Plus largement, le DRH est au vu de la nature de ces enjeux l’acteur le mieux placé pour appréhender ces différentes mutations dans leur ensemble, sous réserve qu’il entende se mobiliser sur le business de son entreprise.

Quel rôle pour le DRH ?

Le DRH peut être celui qui aide les différents acteurs au sein de l’entreprise à comprendre ce qui se joue. Les transformations du travail sont structurelles, bien au-delà des approches caricaturales (la digitalisation comme seul enjeu, les lieux communs sur les générations Y ou Z, etc.) et elles appellent des réponses nouvelles. Lorsque des caisses régionales du Crédit Agricole repensent leurs pratiques de management, ce n’est pas au regard des approches traditionnelles sur le sujet, mais après avoir défini ce vers quoi doivent évoluer les pratiques de leurs managers au regard des mutations à l’œuvre.
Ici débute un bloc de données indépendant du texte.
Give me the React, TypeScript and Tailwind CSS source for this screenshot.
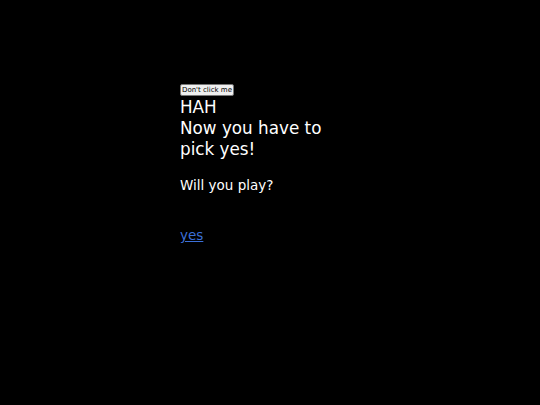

Le DRH peut être celui qui garantit que tout sujet RH est traité en prenant en compte cet arrière-plan, et en accompagnant cette mutation du travail. Lorsque cet organisme public mène un projet de GPEC en ayant pour premier prisme non pas ses enjeux de relations sociales, mais bien les transformations des missions, des publics et des métiers auxquelles il devra faire face demain, il est dans cette logique.

Le DRH peut être celui qui, au bout du compte, fera de la dimension RH un facteur de différenciation de l’entreprise sur ses marchés. Cette enseigne de la distribution spécialisée qui a fait du développement de la culture client l’axe premier de sa politique RH gagne mois après mois des parts de marché sur le leader du secteur.

Reconnaissons que pour jouer pleinement ce rôle, le DRH est de fait confronté à deux obstacles. D’une part, il n’est pas toujours attendu sur ces terrains. Mais l’expérience montre de toute façon que la légitimité de la fonction RH ne se décrète pas, elle se conquiert. D’autre part il n’a pas que cela à faire ! Et il a effectivement un sujet d’organisation de son agenda pour pouvoir investir ces terrains, ceux où il crée de la valeur.

Ces éléments confirment que le discours outrageusement critique sur le métier du DRH et sa déconsidération ne sont pas fatals : les transformations à l’œuvre lui ouvrent au contraire un boulevard.